Aviation Week February 19, 2009
Darpa Loses Longest-Serving Director
By Graham Warwick
The new director of the U.S. Defense Advanced Research Projects Agency is likely to come under pressure to change funding style. Critics say the organization has become too focused on short-term results under departing chief Tony Tether.
Darpa’s longest-serving director, Tether had expected to stay in place until replaced, but last week was asked by the Obama administration to leave by Feb. 20, before a successor has been named.
Potential replacements include Lisa Porter, a former NASA associate administrator who now heads the Central Intelligence Agency’s Intelligence Advanced Research Projects Agency, and Pete Worden, director of NASA Ames Research Center.
Others include Mark Lewis, former U.S. Air Force chief scientist; Jane Alexander, deputy director of the Homeland Security Advanced Research Projects Agency; and Amy Alving, SAIC’s chief technology officer and former Darpa office director.
Tether, who has led Darpa since 2001, has been criticized for focusing on research projects that can produce results within a year or two. Programs are funded only in short phases tied to demonstrating results by strict go/no-go milestones.
Critics argue that Darpa should return to its previous management style, in which individual office directors were given great leeway to pursue ideas and the agency conducted longer-term, larger-scale projects tackling strategic defense challenges.
“The impact of his funding style has been dramatic in the way research has been hampered in its ability to break new ground and open up new and fertile areas,” says Leonard Kleinrock, who was fundamental in developing Arpanet, the forerunner of the Internet.

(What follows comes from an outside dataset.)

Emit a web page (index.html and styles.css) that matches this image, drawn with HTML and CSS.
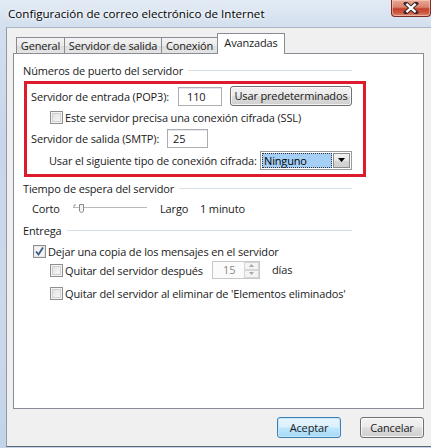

Kleinrock believes Darpa’s short-term, applications-oriented and highly competitive funding is “deleterious and stifling to the innovative process.” He fears Tether’s legacy will affect researchers “for some years to come, and that may have serious consequences.”
One critic close to Darpa says the agency’s focus on “bridging the gap” between advanced research and fielding technology is too narrow and simplistic and has led to a lower risk, less ambitious mind-set. He believes the agency should refocus on finding fundamental “game-changing” concepts to meet security challenges.
John Pike of globalsecurity.org says that until larger questions about Afghanistan and the defense budget are resolved, it will be hard for the agency to figure out how to be relevant. “If you look over the past half century, Darpa has transformed itself so many times that it could move in just about any direction,” he says.